The Southern Poverty Law Center’s (SPLC) Year in Hate and Extremism report identified 954 hate groups in America, more than 600 of which are devoted to some type of White supremacy.
“President Trump in 2017 reflected what White supremacist groups want to see: a country where racism is sanctioned by the highest office, immigrants are given the boot and Muslims banned,” said Heidi Beirich, director of the SPLC’s Intelligence Project.
The report chronicles 300 incidents of racist flyer distributions on 200 college campuses nationwide.
Neo-Nazi groups had the highest increase, from 99 groups to 121, and Anti-Muslim groups increased for the third straight year, from 101 groups to 114.
Black Nationalist hate groups increased from 193 in 2016 to 233 in 2017.

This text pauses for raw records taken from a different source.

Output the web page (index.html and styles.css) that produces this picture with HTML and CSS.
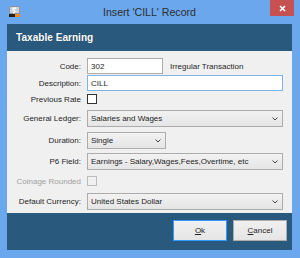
FILE: index.html
```html
<!DOCTYPE html>
<html lang="en">
<head>
    <meta charset="UTF-8">
    <meta name="viewport" content="width=device-width, initial-scale=1.0">
    <title>Insert 'CILL' Record</title>
    <link rel="stylesheet" href="styles.css">
</head>
<body>
    <div class="window">
        <div class="titlebar">
            <svg class="app-icon" width="11" height="11" viewBox="0 0 11 11">
                <rect x="0" y="0" width="11" height="11" rx="1" fill="#8c96a3"/>
                <rect x="1" y="1" width="9" height="6" fill="#c9d0d8"/>
                <path d="M7 2.5 C5 1.5 3 2.5 4.5 4 C6 5 6.5 6.5 4 7" stroke="#ffffff" stroke-width="1.4" fill="none"/>
                <rect x="0" y="8" width="6" height="3" fill="#222222"/>
                <rect x="6" y="8" width="5" height="3" fill="#f08a24"/>
            </svg>
            <div class="title">Insert 'CILL' Record</div>
            <button class="close-btn">
                <svg width="7" height="7" viewBox="0 0 7 7">
                    <path d="M1 1 L6 6 M6 1 L1 6" stroke="#ffffff" stroke-width="1.6"/>
                </svg>
            </button>
        </div>

        <div class="client">
            <div class="header">Taxable Earning</div>

            <div class="form">
                <div class="row row-code">
                    <label>Code:</label>
                    <input type="text" class="textbox code-box" value="302">
                    <span class="side-note">Irregular Transaction</span>
                </div>
                <div class="row row-desc">
                    <label>Description:</label>
                    <input type="text" class="textbox wide focused" value="CILL">
                </div>
                <div class="row row-check">
                    <label>Previous Rate</label>
                    <span class="check"></span>
                </div>
                <div class="row row-gl">
                    <label>General Ledger:</label>
                    <div class="combo wide"><span>Salaries and Wages</span><svg class="chev" width="6" height="4" viewBox="0 0 6 4"><path d="M0.5 0.5 L3 3 L5.5 0.5" stroke="#444" stroke-width="1" fill="none"/></svg></div>
                </div>
                <div class="row row-dur">
                    <label>Duration:</label>
                    <div class="combo short"><span>Single</span><svg class="chev" width="6" height="4" viewBox="0 0 6 4"><path d="M0.5 0.5 L3 3 L5.5 0.5" stroke="#444" stroke-width="1" fill="none"/></svg></div>
                </div>
                <div class="row row-p6">
                    <label>P6 Field:</label>
                    <div class="combo wide"><span>Earnings - Salary,Wages,Fees,Overtime, etc</span><svg class="chev" width="6" height="4" viewBox="0 0 6 4"><path d="M0.5 0.5 L3 3 L5.5 0.5" stroke="#444" stroke-width="1" fill="none"/></svg></div>
                </div>
                <div class="row row-check2">
                    <label class="disabled">Coinage Rounded</label>
                    <span class="check check-disabled"></span>
                </div>
                <div class="row row-cur">
                    <label>Default Currency:</label>
                    <div class="combo wide"><span>United States Dollar</span><svg class="chev" width="6" height="4" viewBox="0 0 6 4"><path d="M0.5 0.5 L3 3 L5.5 0.5" stroke="#444" stroke-width="1" fill="none"/></svg></div>
                </div>
            </div>

            <div class="footer">
                <button class="btn btn-default"><u>O</u>k</button>
                <button class="btn"><u>C</u>ancel</button>
            </div>
        </div>
    </div>
</body>
</html>
```

FILE: styles.css
```css
:root {
    --frame: #6ba7ec;
    --panel: #295a7e;
    --form-bg: #f0f0f0;
    --text: #1e1e1e;
    --border: #acacac;
}

* {
    box-sizing: border-box;
}

body {
    margin: 0;
    background: var(--frame);
    font-family: "Liberation Sans", Arial, sans-serif;
    color: var(--text);
}

.window {
    width: 300px;
    height: 258px;
    padding: 0 8px 8px 7px;
    display: flex;
    flex-direction: column;
}

.titlebar {
    height: 24px;
    display: flex;
    align-items: flex-start;
    position: relative;
}

.app-icon {
    margin: 6px 0 0 2px;
}

.title {
    position: absolute;
    left: 0;
    right: 0;
    top: 6px;
    text-align: center;
    font-size: 10.6px;
    color: #2d2d2d;
    pointer-events: none;
}

.close-btn {
    margin-left: auto;
    margin-right: -2px;
    width: 24px;
    height: 16px;
    border: none;
    padding: 0;
    background: #c75050;
    display: flex;
    align-items: center;
    justify-content: center;
}

.client {
    flex: 1;
    background: var(--panel);
    display: flex;
    flex-direction: column;
}

.header {
    height: 27px;
    padding: 0 0 0 9px;
    display: flex;
    align-items: center;
    color: #ffffff;
    font-weight: bold;
    font-size: 10.1px;
    text-shadow: 0 0 1px rgba(0, 0, 0, 0.4);
}

.form {
    background: var(--form-bg);
    padding: 7px 9px 3px 0;
    display: flex;
    flex-direction: column;
    font-size: 8px;
}

.row {
    display: flex;
    align-items: center;
    height: 17px;
}

.row label {
    width: 80px;
    flex: 0 0 80px;
    text-align: right;
    padding-right: 6px;
    white-space: nowrap;
}

.row label.disabled {
    color: #a0a0a0;
}

.row-code {
    height: 16px;
}

.row-desc {
    height: 16px;
    margin-top: 1px;
}

.row-check {
    height: 14px;
    margin-top: 1px;
}

.row-gl {
    margin-top: 4px;
}

.row-dur {
    margin-top: 5px;
}

.row-p6 {
    margin-top: 4px;
}

.row-check2 {
    height: 14px;
    margin-top: 4px;
}

.row-cur {
    margin-top: 5px;
}

.textbox {
    height: 16px;
    border: 1px solid var(--border);
    background: #ffffff;
    padding: 0 3px;
    font-family: inherit;
    font-size: 8px;
    color: var(--text);
    outline: none;
}

.textbox.focused {
    border-color: #7eb4ea;
}

.code-box {
    width: 76px;
}

.wide {
    flex: 1;
}

.side-note {
    margin-left: 7px;
}

.check {
    width: 10px;
    height: 10px;
    border: 1px solid #333333;
    background: #ffffff;
}

.check-disabled {
    border-color: #bcbcbc;
    background: #f0f0f0;
}

.combo {
    height: 17px;
    border: 1px solid var(--border);
    background: linear-gradient(#f2f2f2, #e5e5e5);
    display: flex;
    align-items: center;
    padding: 0 4px 0 3px;
    white-space: nowrap;
}

.combo span {
    flex: 1;
    overflow: hidden;
}

.combo.short {
    width: 79px;
}

.chev {
    flex: 0 0 auto;
}

.footer {
    flex: 1;
    display: flex;
    justify-content: flex-end;
    align-items: flex-start;
    gap: 6px;
    padding: 7px 5px 0 0;
}

.btn {
    width: 54px;
    height: 21px;
    border: 1px solid var(--border);
    background: linear-gradient(#f0f0f0, #e5e5e5);
    font-family: inherit;
    font-size: 8px;
    color: var(--text);
    padding: 0;
}

.btn-default {
    border-color: #3399ff;
}
```
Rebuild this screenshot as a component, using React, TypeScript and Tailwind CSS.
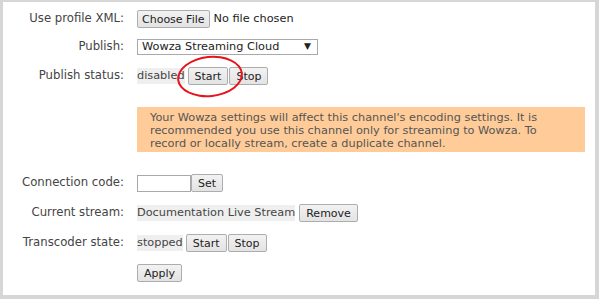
const btn =
  "h-[18px] px-[6px] border border-[#adadad] rounded-[2px] bg-gradient-to-b from-[#f2f2f2] to-[#e3e3e3] text-[11px] leading-none text-[#222]";

function Row({ label, children }: { label: string; children: React.ReactNode }) {
  return (
    <div className="flex items-center h-[18px]">
      <div className="w-[121px] text-right text-[11.7px] text-[#444]">{label}</div>
      <div className="ml-[13px] flex items-center text-[11.3px]">{children}</div>
    </div>
  );
}

export default function App() {
  return (
    <div className="w-[605px] h-[299px] bg-white" style={{ fontFamily: "'DejaVu Sans', Verdana, sans-serif" }}>
      <div className="relative w-[599px] h-[299px] border-t-[2px] border-l-[3px] border-r-[4px] border-b-[4px] border-[#d6d6d6] pt-[8px]">
        <div className="flex flex-col">
          <Row label="Use profile XML:">
            <button className={btn + " !px-[4px]"}>Choose File</button>
            <span className="ml-[4px] text-[#222]">No file chosen</span>
          </Row>
          <div className="h-[10px]" />
          <Row label="Publish:">
            <div className="w-[181px] h-[16px] border border-[#a9a9a9] bg-white flex items-center justify-between pl-[4px] pr-[6px] text-[#222]">
              <span>Wowza Streaming Cloud</span>
              <span className="text-[9px]">▼</span>
            </div>
          </Row>
          <div className="h-[11px]" />
          <Row label="Publish status:">
            <span className="bg-[#efefef] text-[#444]">disabled</span>
            <button className={btn + " ml-[3px]"}>Start</button>
            <button className={btn + " ml-[1px]"}>Stop</button>
          </Row>
        </div>
        <div className="ml-[134px] mt-[22px] w-[448px] bg-[#ffcc99] pl-[13px] pr-[36px] pt-[4px] pb-[2px] text-[11.3px] text-[#555] leading-[13px]">
          Your Wowza settings will affect this channel's encoding settings. It is recommended you use this channel only for streaming to Wowza. To record or locally stream, create a duplicate channel.
        </div>
        <div className="flex flex-col gap-[12px] mt-[22px]">
          <Row label="Connection code:">
            <input className="w-[54px] h-[17px] border border-[#a9a9a9] bg-white" />
            <button className={btn}>Set</button>
          </Row>
          <Row label="Current stream:">
            <span className="bg-[#efefef] text-[#444]">Documentation Live Stream</span>
            <button className={btn + " ml-[4px]"}>Remove</button>
          </Row>
          <Row label="Transcoder state:">
            <span className="bg-[#efefef] text-[#444]">stopped</span>
            <button className={btn + " ml-[3px]"}>Start</button>
            <button className={btn + " ml-[1px]"}>Stop</button>
          </Row>
          <Row label="">
            <button className={btn}>Apply</button>
          </Row>
        </div>
        <div className="absolute left-[174px] top-[54px] w-[66px] h-[41px] rounded-[50%] border-2 border-[#e8141b] -rotate-6" />
      </div>
    </div>
  );
}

However, in the wake of the resurgence of a Black liberation resistance, an increase in police shootings, the report clarified the difference between militant Black Nationalist groups and activist groups like the Black Lives Matter that advocate for civil rights and an end to systemic racism.
The report also identified two new male supremacy groups in the hate group list: A Voice for Men from Houston, Texas, and Return of Kings in Washington, D.C., both of which demean and vilify women.
Another SPLC investigation reported that within the past four years, young men associated with the alt-right agenda have killed 43 people and wounded 67 others.
The Hate and Extremism report also lists 689 active antigovernment groups, of which 273 are armed militias that fear gun-control measures and federal law enforcement.
The report comes on the heels of the 50th anniversary of the assassination on April 4, 1968, of Dr. Martin Luther King Jr., the prominent Civil Rights leader of the Southern Christian Leadership Council.
Dr. King’s nonviolent resistance against systemic racism and marginalization was directed toward addressing the social issues still prevalent today.
In “Where Do We Go From Here,” Dr. King wrote that “racism is a doctrine of the congenital inferiority and worthlessness of a people,” which is why he encouraged Blacks to “be those creative dissenters who will call our beloved nation to a higher destiny, to a new plateau of compassion, to a more noble expression of humanness.”
The increase in hate groups, whether intentional or reactionary, as the report shows, is due in part to the underlining race issues that have historically led to conflict.
“When you consider that only days into 2018, Trump called African countries ‘s***holes,’ it’s clear he’s not changing his tune. And that’s music to the ears of White supremacists,” Beirich said.